TASK TO CARRY OUT: Your task is to give the data again, exactly, with every line intact.

DATA EXCERPT:
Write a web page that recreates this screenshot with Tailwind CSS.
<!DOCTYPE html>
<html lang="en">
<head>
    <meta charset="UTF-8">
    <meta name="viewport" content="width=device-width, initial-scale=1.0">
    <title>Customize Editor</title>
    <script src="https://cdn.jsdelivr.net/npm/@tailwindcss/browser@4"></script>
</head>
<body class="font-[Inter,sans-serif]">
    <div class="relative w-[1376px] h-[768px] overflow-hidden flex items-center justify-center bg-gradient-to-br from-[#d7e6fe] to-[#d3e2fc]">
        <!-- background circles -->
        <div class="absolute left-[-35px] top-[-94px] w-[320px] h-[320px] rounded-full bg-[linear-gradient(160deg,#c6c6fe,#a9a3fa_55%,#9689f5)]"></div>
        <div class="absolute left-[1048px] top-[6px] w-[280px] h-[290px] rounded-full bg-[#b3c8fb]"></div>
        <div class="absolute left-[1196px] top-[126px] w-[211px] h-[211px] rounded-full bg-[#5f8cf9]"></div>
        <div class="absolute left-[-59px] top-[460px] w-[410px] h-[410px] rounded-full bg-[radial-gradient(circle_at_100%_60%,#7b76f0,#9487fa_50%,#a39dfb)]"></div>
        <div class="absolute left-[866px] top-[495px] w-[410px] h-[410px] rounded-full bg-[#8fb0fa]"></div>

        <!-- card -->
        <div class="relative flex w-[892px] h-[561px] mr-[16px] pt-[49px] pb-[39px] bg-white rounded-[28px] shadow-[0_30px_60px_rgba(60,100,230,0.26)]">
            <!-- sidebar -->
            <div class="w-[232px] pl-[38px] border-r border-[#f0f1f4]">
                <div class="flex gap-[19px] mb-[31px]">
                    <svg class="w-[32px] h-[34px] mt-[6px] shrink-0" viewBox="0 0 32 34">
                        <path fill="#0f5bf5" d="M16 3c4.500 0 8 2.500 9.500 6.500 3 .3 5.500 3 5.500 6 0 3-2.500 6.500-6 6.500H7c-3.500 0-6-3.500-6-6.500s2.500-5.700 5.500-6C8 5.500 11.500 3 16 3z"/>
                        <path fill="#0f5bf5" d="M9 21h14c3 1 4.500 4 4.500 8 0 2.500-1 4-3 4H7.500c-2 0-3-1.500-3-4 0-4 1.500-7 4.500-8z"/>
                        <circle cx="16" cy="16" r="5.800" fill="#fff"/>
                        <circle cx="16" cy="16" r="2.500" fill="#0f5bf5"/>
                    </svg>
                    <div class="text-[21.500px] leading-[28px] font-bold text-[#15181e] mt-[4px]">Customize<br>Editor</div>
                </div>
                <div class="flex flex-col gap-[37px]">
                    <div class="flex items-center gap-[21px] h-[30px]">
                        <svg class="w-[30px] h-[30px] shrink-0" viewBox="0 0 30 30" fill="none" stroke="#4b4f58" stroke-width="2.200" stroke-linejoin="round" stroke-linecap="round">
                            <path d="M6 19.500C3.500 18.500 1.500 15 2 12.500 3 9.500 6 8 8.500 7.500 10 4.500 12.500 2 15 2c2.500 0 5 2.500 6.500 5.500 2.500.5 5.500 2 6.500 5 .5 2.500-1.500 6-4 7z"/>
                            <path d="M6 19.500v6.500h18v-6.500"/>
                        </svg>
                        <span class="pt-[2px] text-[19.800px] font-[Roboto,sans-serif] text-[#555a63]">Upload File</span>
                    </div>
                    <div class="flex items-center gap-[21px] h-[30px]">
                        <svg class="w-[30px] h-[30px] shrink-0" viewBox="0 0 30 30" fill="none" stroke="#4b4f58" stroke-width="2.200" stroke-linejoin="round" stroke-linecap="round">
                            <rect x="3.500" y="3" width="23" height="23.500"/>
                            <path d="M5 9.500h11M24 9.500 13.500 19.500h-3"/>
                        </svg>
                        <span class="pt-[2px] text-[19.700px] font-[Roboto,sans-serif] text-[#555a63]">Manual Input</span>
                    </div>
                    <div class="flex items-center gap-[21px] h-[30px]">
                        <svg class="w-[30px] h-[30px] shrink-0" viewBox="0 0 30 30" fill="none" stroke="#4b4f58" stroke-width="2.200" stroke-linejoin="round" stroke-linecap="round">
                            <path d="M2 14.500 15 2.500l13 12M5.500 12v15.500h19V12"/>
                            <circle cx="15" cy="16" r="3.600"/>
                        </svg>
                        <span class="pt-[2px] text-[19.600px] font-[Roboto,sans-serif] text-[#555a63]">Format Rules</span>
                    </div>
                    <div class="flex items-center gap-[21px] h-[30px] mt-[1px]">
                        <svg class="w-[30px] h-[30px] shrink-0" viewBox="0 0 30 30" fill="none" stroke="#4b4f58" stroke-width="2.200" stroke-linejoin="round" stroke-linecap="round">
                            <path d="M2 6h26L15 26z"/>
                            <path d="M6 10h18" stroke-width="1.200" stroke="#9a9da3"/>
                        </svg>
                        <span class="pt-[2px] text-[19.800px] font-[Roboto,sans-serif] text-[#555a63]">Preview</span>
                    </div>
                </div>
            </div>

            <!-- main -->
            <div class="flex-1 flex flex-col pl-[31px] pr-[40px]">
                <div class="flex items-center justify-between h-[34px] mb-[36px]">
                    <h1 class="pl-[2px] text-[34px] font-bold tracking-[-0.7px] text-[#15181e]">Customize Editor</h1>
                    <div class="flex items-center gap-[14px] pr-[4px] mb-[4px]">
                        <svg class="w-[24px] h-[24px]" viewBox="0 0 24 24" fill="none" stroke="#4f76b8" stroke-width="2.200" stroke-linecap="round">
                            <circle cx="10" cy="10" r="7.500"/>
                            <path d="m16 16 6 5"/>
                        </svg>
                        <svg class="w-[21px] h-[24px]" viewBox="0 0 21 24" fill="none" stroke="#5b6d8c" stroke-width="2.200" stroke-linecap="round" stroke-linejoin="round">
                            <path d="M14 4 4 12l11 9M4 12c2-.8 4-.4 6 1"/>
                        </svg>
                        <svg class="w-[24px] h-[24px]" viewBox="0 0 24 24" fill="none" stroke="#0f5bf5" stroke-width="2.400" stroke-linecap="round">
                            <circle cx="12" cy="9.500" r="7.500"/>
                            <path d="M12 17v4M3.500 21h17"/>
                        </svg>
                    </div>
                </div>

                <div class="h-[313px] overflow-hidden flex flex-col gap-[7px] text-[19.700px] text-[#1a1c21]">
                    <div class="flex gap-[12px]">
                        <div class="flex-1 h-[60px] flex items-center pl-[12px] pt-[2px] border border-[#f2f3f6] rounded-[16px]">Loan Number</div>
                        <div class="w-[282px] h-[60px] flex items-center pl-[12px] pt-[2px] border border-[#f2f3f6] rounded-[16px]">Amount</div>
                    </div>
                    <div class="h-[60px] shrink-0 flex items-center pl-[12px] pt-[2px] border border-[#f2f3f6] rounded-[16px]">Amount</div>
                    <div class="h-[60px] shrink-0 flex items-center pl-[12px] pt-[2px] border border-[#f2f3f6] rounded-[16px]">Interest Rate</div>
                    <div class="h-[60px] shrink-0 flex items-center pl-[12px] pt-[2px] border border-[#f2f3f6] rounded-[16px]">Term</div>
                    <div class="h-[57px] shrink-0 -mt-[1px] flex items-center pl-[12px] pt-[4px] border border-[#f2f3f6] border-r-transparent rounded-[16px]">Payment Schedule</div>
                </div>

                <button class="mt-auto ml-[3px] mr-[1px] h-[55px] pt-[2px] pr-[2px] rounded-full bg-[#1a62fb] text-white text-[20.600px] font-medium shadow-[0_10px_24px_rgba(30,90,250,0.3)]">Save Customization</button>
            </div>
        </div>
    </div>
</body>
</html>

WRITTEN ANSWER:
Write a web page that recreates this screenshot with Tailwind CSS.
<!DOCTYPE html>
<html lang="en">
<head>
    <meta charset="UTF-8">
    <meta name="viewport" content="width=device-width, initial-scale=1.0">
    <title>Customize Editor</title>
    <script src="https://cdn.jsdelivr.net/npm/@tailwindcss/browser@4"></script>
</head>
<body class="font-[Inter,sans-serif]">
    <div class="relative w-[1376px] h-[768px] overflow-hidden flex items-center justify-center bg-gradient-to-br from-[#d7e6fe] to-[#d3e2fc]">
        <!-- background circles -->
        <div class="absolute left-[-35px] top-[-94px] w-[320px] h-[320px] rounded-full bg-[linear-gradient(160deg,#c6c6fe,#a9a3fa_55%,#9689f5)]"></div>
        <div class="absolute left-[1048px] top-[6px] w-[280px] h-[290px] rounded-full bg-[#b3c8fb]"></div>
        <div class="absolute left-[1196px] top-[126px] w-[211px] h-[211px] rounded-full bg-[#5f8cf9]"></div>
        <div class="absolute left-[-59px] top-[460px] w-[410px] h-[410px] rounded-full bg-[radial-gradient(circle_at_100%_60%,#7b76f0,#9487fa_50%,#a39dfb)]"></div>
        <div class="absolute left-[866px] top-[495px] w-[410px] h-[410px] rounded-full bg-[#8fb0fa]"></div>

        <!-- card -->
        <div class="relative flex w-[892px] h-[561px] mr-[16px] pt-[49px] pb-[39px] bg-white rounded-[28px] shadow-[0_30px_60px_rgba(60,100,230,0.26)]">
            <!-- sidebar -->
            <div class="w-[232px] pl-[38px] border-r border-[#f0f1f4]">
                <div class="flex gap-[19px] mb-[31px]">
                    <svg class="w-[32px] h-[34px] mt-[6px] shrink-0" viewBox="0 0 32 34">
                        <path fill="#0f5bf5" d="M16 3c4.500 0 8 2.500 9.500 6.500 3 .3 5.500 3 5.500 6 0 3-2.500 6.500-6 6.500H7c-3.500 0-6-3.500-6-6.500s2.500-5.700 5.500-6C8 5.500 11.500 3 16 3z"/>
                        <path fill="#0f5bf5" d="M9 21h14c3 1 4.500 4 4.500 8 0 2.500-1 4-3 4H7.500c-2 0-3-1.500-3-4 0-4 1.500-7 4.500-8z"/>
                        <circle cx="16" cy="16" r="5.800" fill="#fff"/>
                        <circle cx="16" cy="16" r="2.500" fill="#0f5bf5"/>
                    </svg>
                    <div class="text-[21.500px] leading-[28px] font-bold text-[#15181e] mt-[4px]">Customize<br>Editor</div>
                </div>
                <div class="flex flex-col gap-[37px]">
                    <div class="flex items-center gap-[21px] h-[30px]">
                        <svg class="w-[30px] h-[30px] shrink-0" viewBox="0 0 30 30" fill="none" stroke="#4b4f58" stroke-width="2.200" stroke-linejoin="round" stroke-linecap="round">
                            <path d="M6 19.500C3.500 18.500 1.500 15 2 12.500 3 9.500 6 8 8.500 7.500 10 4.500 12.500 2 15 2c2.500 0 5 2.500 6.500 5.500 2.500.5 5.500 2 6.500 5 .5 2.500-1.500 6-4 7z"/>
                            <path d="M6 19.500v6.500h18v-6.500"/>
                        </svg>
                        <span class="pt-[2px] text-[19.800px] font-[Roboto,sans-serif] text-[#555a63]">Upload File</span>
                    </div>
                    <div class="flex items-center gap-[21px] h-[30px]">
                        <svg class="w-[30px] h-[30px] shrink-0" viewBox="0 0 30 30" fill="none" stroke="#4b4f58" stroke-width="2.200" stroke-linejoin="round" stroke-linecap="round">
                            <rect x="3.500" y="3" width="23" height="23.500"/>
                            <path d="M5 9.500h11M24 9.500 13.500 19.500h-3"/>
                        </svg>
                        <span class="pt-[2px] text-[19.700px] font-[Roboto,sans-serif] text-[#555a63]">Manual Input</span>
                    </div>
                    <div class="flex items-center gap-[21px] h-[30px]">
                        <svg class="w-[30px] h-[30px] shrink-0" viewBox="0 0 30 30" fill="none" stroke="#4b4f58" stroke-width="2.200" stroke-linejoin="round" stroke-linecap="round">
                            <path d="M2 14.500 15 2.500l13 12M5.500 12v15.500h19V12"/>
                            <circle cx="15" cy="16" r="3.600"/>
                        </svg>
                        <span class="pt-[2px] text-[19.600px] font-[Roboto,sans-serif] text-[#555a63]">Format Rules</span>
                    </div>
                    <div class="flex items-center gap-[21px] h-[30px] mt-[1px]">
                        <svg class="w-[30px] h-[30px] shrink-0" viewBox="0 0 30 30" fill="none" stroke="#4b4f58" stroke-width="2.200" stroke-linejoin="round" stroke-linecap="round">
                            <path d="M2 6h26L15 26z"/>
                            <path d="M6 10h18" stroke-width="1.200" stroke="#9a9da3"/>
                        </svg>
                        <span class="pt-[2px] text-[19.800px] font-[Roboto,sans-serif] text-[#555a63]">Preview</span>
                    </div>
                </div>
            </div>

            <!-- main -->
            <div class="flex-1 flex flex-col pl-[31px] pr-[40px]">
                <div class="flex items-center justify-between h-[34px] mb-[36px]">
                    <h1 class="pl-[2px] text-[34px] font-bold tracking-[-0.7px] text-[#15181e]">Customize Editor</h1>
                    <div class="flex items-center gap-[14px] pr-[4px] mb-[4px]">
                        <svg class="w-[24px] h-[24px]" viewBox="0 0 24 24" fill="none" stroke="#4f76b8" stroke-width="2.200" stroke-linecap="round">
                            <circle cx="10" cy="10" r="7.500"/>
                            <path d="m16 16 6 5"/>
                        </svg>
                        <svg class="w-[21px] h-[24px]" viewBox="0 0 21 24" fill="none" stroke="#5b6d8c" stroke-width="2.200" stroke-linecap="round" stroke-linejoin="round">
                            <path d="M14 4 4 12l11 9M4 12c2-.8 4-.4 6 1"/>
                        </svg>
                        <svg class="w-[24px] h-[24px]" viewBox="0 0 24 24" fill="none" stroke="#0f5bf5" stroke-width="2.400" stroke-linecap="round">
                            <circle cx="12" cy="9.500" r="7.500"/>
                            <path d="M12 17v4M3.500 21h17"/>
                        </svg>
                    </div>
                </div>

                <div class="h-[313px] overflow-hidden flex flex-col gap-[7px] text-[19.700px] text-[#1a1c21]">
                    <div class="flex gap-[12px]">
                        <div class="flex-1 h-[60px] flex items-center pl-[12px] pt-[2px] border border-[#f2f3f6] rounded-[16px]">Loan Number</div>
                        <div class="w-[282px] h-[60px] flex items-center pl-[12px] pt-[2px] border border-[#f2f3f6] rounded-[16px]">Amount</div>
                    </div>
                    <div class="h-[60px] shrink-0 flex items-center pl-[12px] pt-[2px] border border-[#f2f3f6] rounded-[16px]">Amount</div>
                    <div class="h-[60px] shrink-0 flex items-center pl-[12px] pt-[2px] border border-[#f2f3f6] rounded-[16px]">Interest Rate</div>
                    <div class="h-[60px] shrink-0 flex items-center pl-[12px] pt-[2px] border border-[#f2f3f6] rounded-[16px]">Term</div>
                    <div class="h-[57px] shrink-0 -mt-[1px] flex items-center pl-[12px] pt-[4px] border border-[#f2f3f6] border-r-transparent rounded-[16px]">Payment Schedule</div>
                </div>

                <button class="mt-auto ml-[3px] mr-[1px] h-[55px] pt-[2px] pr-[2px] rounded-full bg-[#1a62fb] text-white text-[20.600px] font-medium shadow-[0_10px_24px_rgba(30,90,250,0.3)]">Save Customization</button>
            </div>
        </div>
    </div>
</body>
</html>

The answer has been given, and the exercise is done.